* start *

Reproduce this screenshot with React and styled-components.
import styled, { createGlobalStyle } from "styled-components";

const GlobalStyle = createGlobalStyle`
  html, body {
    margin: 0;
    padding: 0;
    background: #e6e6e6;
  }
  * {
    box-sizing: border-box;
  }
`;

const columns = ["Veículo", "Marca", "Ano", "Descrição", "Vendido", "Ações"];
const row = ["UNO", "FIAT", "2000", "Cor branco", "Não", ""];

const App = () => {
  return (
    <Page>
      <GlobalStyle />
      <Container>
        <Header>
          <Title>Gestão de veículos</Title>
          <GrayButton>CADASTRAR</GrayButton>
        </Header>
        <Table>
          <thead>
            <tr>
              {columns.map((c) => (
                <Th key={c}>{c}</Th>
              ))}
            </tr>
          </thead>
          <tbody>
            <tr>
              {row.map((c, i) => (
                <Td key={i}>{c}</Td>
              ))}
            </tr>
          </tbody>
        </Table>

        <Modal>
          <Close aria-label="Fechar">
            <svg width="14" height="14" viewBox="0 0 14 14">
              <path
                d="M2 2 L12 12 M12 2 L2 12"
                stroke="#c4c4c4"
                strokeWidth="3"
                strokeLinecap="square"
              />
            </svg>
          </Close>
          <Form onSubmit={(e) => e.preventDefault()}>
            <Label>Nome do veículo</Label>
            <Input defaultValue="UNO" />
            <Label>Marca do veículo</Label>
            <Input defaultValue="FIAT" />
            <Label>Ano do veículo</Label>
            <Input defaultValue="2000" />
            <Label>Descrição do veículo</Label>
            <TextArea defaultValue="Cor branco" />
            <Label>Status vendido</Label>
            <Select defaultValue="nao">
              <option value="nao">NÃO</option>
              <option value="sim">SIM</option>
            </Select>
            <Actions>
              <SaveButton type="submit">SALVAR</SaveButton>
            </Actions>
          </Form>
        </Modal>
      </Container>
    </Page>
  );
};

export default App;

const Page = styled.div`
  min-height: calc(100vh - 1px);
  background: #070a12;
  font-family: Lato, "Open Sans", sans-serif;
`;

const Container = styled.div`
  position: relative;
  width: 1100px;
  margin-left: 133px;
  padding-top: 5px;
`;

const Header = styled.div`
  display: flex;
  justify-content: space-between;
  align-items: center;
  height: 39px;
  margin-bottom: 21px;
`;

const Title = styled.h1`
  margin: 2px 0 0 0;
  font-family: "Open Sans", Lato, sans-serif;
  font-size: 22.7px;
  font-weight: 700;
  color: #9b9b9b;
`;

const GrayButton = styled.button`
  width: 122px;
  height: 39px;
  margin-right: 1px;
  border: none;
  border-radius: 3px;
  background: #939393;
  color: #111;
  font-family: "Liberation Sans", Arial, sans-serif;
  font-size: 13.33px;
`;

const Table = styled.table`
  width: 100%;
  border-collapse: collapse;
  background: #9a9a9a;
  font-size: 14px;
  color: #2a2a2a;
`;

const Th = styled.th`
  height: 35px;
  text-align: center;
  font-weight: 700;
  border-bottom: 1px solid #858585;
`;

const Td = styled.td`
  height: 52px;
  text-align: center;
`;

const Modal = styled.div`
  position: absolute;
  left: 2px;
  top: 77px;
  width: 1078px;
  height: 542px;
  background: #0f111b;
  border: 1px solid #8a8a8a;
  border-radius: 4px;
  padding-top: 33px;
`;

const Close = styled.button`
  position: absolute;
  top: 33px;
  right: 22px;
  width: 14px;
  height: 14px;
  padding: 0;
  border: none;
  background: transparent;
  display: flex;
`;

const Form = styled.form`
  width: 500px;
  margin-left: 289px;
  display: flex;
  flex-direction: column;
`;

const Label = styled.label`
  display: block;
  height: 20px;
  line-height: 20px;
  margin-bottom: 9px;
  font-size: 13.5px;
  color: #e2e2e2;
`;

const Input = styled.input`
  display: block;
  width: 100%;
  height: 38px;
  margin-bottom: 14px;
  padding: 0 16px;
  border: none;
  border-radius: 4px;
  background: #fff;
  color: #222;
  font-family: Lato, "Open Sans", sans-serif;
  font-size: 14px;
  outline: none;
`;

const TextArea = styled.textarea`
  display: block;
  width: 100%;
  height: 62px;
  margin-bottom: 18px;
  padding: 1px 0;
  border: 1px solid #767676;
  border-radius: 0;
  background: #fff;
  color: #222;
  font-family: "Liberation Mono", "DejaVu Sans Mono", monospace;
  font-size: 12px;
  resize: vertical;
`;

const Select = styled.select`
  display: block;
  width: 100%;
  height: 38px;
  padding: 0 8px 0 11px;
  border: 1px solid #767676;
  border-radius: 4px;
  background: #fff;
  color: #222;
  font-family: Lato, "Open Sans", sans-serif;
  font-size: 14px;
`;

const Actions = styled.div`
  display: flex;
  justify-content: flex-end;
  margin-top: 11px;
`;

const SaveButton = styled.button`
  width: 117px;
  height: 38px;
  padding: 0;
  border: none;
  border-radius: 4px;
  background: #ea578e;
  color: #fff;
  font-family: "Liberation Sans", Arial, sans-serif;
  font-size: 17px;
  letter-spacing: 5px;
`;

* end *

• **TASK DESCRIPTION**
Select and copy every line of the listing with the word "components".

• **TASK RESPONSE**
Reproduce this screenshot with React and styled-components.
import styled, { createGlobalStyle } from "styled-components";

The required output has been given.